Every public school district can opt in to receive these funds and will receive a minimum of $10,000 with the rest being allocated on a per-pupil basis. Schools will be able to use these funds to provide direct mental healthcare, hire and support mental health navigators, provide mental health first aid and trauma-based care training, or provide family assistance programs—whatever kids need. A breakdown of funding available for each school district is available here.
In the 2021-23 biennial budget, the governor initially proposed a $53.5 for student mental health services, but the Legislature reduced the combined funding to a $19 million increase.
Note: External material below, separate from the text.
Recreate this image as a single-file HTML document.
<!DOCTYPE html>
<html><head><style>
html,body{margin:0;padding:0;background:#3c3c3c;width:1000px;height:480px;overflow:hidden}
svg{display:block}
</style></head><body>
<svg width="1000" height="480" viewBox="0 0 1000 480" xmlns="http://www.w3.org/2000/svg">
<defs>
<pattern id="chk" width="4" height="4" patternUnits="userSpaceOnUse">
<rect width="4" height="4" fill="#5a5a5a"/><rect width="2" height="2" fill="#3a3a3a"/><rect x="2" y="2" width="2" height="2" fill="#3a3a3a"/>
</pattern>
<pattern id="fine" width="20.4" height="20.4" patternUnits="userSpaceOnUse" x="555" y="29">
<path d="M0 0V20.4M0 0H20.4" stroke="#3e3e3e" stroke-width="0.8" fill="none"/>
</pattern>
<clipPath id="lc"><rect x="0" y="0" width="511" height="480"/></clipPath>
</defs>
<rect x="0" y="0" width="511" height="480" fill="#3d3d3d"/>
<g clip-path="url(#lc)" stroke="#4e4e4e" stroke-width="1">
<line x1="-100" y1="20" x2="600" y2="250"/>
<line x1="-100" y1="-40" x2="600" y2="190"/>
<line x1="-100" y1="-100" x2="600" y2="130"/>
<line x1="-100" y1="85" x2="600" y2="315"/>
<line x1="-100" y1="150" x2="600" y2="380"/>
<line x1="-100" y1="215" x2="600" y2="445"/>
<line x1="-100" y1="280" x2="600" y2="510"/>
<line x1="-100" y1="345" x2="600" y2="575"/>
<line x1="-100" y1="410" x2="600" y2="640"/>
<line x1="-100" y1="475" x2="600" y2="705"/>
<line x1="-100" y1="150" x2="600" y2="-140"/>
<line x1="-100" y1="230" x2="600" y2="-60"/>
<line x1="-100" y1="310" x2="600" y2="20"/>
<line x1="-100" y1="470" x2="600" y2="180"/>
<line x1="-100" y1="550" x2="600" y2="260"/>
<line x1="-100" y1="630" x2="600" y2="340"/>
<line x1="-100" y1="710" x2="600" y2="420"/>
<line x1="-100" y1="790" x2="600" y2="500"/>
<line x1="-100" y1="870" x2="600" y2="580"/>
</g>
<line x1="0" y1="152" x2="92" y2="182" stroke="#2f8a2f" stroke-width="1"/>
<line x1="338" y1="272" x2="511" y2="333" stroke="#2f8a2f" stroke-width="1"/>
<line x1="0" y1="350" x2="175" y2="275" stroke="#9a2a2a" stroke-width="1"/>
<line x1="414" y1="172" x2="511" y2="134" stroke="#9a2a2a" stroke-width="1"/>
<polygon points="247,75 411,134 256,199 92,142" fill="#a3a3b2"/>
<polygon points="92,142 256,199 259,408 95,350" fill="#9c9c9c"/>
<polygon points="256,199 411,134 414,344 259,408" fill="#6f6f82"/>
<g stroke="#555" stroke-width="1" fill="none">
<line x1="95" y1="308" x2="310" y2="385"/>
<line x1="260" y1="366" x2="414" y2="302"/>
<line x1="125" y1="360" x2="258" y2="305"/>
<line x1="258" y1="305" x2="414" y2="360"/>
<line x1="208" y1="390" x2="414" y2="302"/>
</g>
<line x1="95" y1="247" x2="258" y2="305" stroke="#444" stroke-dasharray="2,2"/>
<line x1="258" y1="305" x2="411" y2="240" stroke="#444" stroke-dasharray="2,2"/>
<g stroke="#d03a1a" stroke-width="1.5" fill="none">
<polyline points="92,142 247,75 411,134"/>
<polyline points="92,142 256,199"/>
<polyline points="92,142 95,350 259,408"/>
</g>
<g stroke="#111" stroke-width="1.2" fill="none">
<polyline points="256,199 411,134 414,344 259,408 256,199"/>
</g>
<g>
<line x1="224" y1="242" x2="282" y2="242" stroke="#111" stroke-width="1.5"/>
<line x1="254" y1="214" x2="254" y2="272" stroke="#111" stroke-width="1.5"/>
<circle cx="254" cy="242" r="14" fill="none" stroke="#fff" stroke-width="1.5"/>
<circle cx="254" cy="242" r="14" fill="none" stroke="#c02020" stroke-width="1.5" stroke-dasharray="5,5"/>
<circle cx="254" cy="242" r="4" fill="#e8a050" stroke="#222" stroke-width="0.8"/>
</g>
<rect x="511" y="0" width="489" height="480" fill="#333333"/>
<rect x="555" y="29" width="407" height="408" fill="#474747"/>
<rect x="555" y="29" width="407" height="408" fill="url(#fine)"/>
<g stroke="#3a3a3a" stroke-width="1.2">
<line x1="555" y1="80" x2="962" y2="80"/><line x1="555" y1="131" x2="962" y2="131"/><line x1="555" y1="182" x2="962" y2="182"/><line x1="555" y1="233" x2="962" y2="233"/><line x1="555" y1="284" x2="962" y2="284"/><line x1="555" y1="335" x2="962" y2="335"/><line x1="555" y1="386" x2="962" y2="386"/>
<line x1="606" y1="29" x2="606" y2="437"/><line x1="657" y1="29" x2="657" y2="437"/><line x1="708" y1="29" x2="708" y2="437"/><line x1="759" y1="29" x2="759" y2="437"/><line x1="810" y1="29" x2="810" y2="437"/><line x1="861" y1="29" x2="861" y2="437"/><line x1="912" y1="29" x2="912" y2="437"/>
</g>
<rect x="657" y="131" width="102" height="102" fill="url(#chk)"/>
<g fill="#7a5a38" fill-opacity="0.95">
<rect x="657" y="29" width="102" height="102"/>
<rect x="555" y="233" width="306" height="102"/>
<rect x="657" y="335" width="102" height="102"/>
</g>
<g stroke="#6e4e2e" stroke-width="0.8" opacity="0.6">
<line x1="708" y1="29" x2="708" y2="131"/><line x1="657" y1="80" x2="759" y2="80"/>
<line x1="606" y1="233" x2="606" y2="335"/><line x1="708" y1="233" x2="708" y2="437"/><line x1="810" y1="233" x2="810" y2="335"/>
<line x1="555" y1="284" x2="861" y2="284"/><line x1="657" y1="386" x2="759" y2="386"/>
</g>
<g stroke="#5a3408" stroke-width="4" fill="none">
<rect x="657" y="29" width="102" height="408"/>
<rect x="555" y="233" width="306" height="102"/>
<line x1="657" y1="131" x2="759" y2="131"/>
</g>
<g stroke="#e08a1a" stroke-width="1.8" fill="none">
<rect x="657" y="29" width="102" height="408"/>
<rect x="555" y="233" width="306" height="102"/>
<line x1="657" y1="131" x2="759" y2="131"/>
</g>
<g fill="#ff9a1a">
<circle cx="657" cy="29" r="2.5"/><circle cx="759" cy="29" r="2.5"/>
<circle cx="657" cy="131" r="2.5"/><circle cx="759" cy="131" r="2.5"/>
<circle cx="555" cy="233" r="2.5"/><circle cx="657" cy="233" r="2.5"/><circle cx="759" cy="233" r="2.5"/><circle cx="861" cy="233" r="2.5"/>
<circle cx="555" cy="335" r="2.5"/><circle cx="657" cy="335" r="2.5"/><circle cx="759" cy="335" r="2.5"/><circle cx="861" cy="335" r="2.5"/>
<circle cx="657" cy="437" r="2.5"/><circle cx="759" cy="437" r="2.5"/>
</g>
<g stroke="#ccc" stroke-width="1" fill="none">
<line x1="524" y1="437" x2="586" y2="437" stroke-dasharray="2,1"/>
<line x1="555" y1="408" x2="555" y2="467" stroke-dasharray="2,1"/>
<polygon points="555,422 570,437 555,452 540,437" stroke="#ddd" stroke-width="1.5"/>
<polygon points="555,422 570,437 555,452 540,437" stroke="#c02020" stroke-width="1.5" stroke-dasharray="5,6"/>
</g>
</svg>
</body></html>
The COVID-19 pandemic has only exacerbated the pressing need for additional or improved student health services related to mental and behavioral health. With this allocation of $5 million the UW System will be able to provide remote psychiatric services to augment the shortage of currently available in-person psychiatric services, tele-counseling, and therapy to increase availability and shorten wait-times for counseling, 24/7 on-demand emotional support and crisis intervention services to provide access to professional support for a greater number of students on the stress continuum, and fund post-masters and post-doctoral counselors to allow recent graduates of mental health programs to receive supervision for licensure while providing counseling and therapy services at a lower cost.
In his 2021-23 biennial budget proposal, Gov. Evers proposed providing $2.5 million in 2021-22 and $7.5 million in 2022-23 in a new, annual appropriation to provide additional or improved student health services related to mental and behavioral health, including additional or improved staffing, training, operations, assessment, and prevention. The Legislature removed this provision.